A trama de O estranho que nós amamos se passa em 1864, no sulista estado da Virgínia e tem um militar ferido e isolado em campo inimigo como protagonista. No entanto, não é a guerra civil americana, esse típico ''grande assunto'', o ponto central da história de Thomas Cullinan cuja segunda versão para o cinema, dirigida por Sofia Coppola, estreia nesta quinta-feira, 10, no Brasil.
Com toda a ação concentrada na escola para mulheres onde o soldado McBurney (Colin Farrell), um combatente das tropas do Norte, encontra abrigo, o filme se constrói como um thriller psicológico em torno do desejo, esse velho conhecido da filmografia da diretora de As virgens suicidas, Encontros e desencontros e Maria Antonieta.
Sofia, que readaptou o roteiro de Albert Maltz e Irene Kamp, suprimindo a personagem da empregada negra, dirige O estranho que nós amamos com a destreza e a meticulosidade de um enxadrista. Sua estratégia é, primeiro, dispor o tabuleiro e as peças aos olhos do espectador. Depois, manejá-los com um condão de tensão crescente, em que as informações não são propriamente dadas, mas escapam com sutileza e uma dose constante de ambiguidade.
É durante um bucólico passeio na floresta que Amy (Oona Laurence), enquanto colhe cogumelos, avista McBurney, ferido. Os dois se mostram assustados e intrigados pela presença do outro, tal qual ocorre com a chegada inesperada do amor. Amy é uma menina que mal entrou na adolescência, mas é na chave do flerte que McBurney estabelecerá sua relação com ela e com as outras seis mulheres da casa comandada pela senhora Martha (Nicole Kidman, em ótimo desempenho) até onde a garota o ajuda a caminhar.

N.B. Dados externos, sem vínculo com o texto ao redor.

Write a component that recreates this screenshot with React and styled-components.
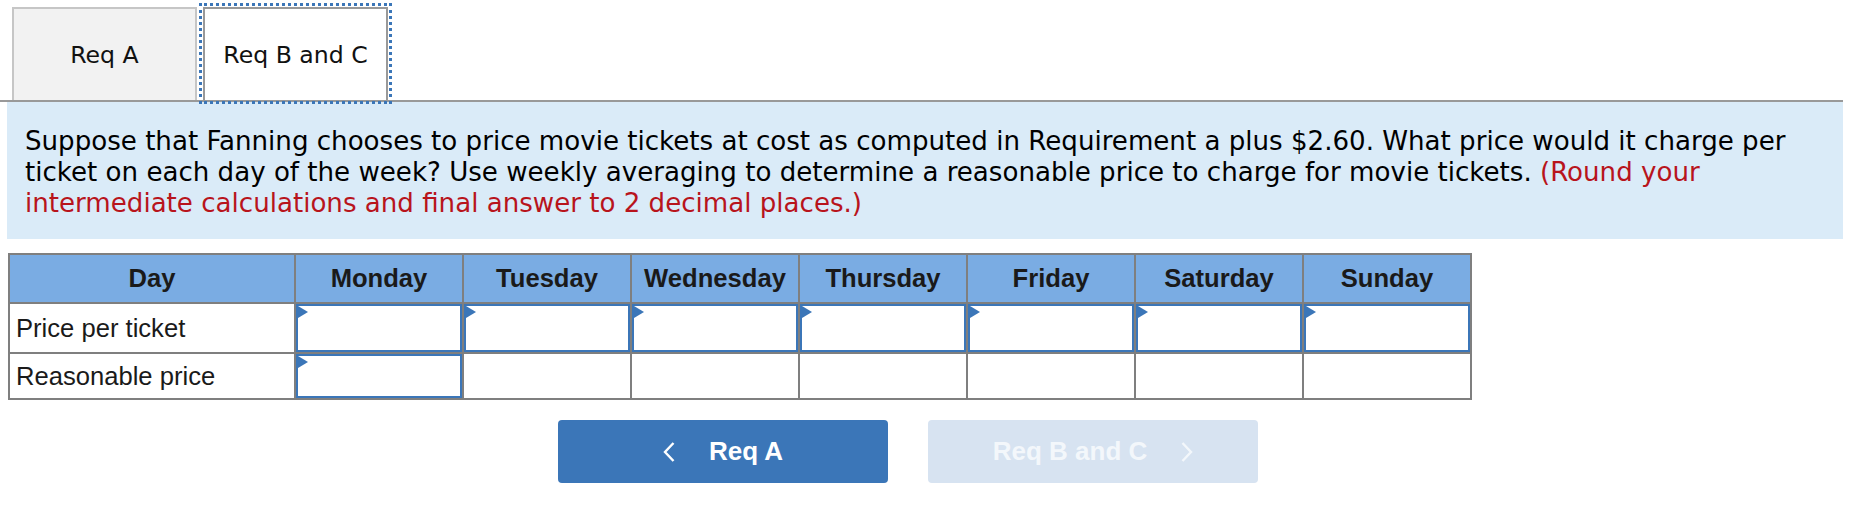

RAZÃO A lógica manda que McBurney seja imediatamente entregue aos militares do Sul, o que equivale a decretar sua sentença de morte. Mas como o coração e a razão raramente se entendem, as mulheres decidem cuidar dele e garantir sua sobrevivência, antes de delatar sua presença ali. Para isso, usam a justificativa moral de que não seria cristão agir de outra forma.
Instalado na sala de música, a arte da transcendência, e entregue aos cuidados de Martha, McBurney recebe ali um banho encharcado de sensualidade, malgrado os esforços de Martha para negá-la.
Num diálogo com Amy sobre animais silvestres, McBurney se diz apaixonado por ''tudo o que é livre e selvagem''. Não deve portanto surpreender o espectador sua escolha na hora em que ele decide dar um passo além do flerte. Mas esse gesto tem o efeito de um terremoto de emoções na casa, liberando a face contrária do desejo na forma de ódio e vingança.
Se até aqui Sofia Coppola havia adotado preferencialmente o tom da penumbra, a partir desse ponto mudam as cores do filme, em consonância com a violência dos sentimentos que substitui a atmosfera de desejo apenas insinuado. O clima de suspense passa a dominar e as justificativas morais são velozmente descartadas em nome da praticidade para se livrar de um problema.
Revelar mais sobre a trama não seria gentil com o espectador. O fato é que, com um elenco afinado e uma direção sutil e precisa, Sofia Coppola conseguiu usar a guerra civil americana como paralelo de uma outra guerra, particular, mas que pode ser também selvagem e impiedosa – a do ser humano com seu próprio desejo.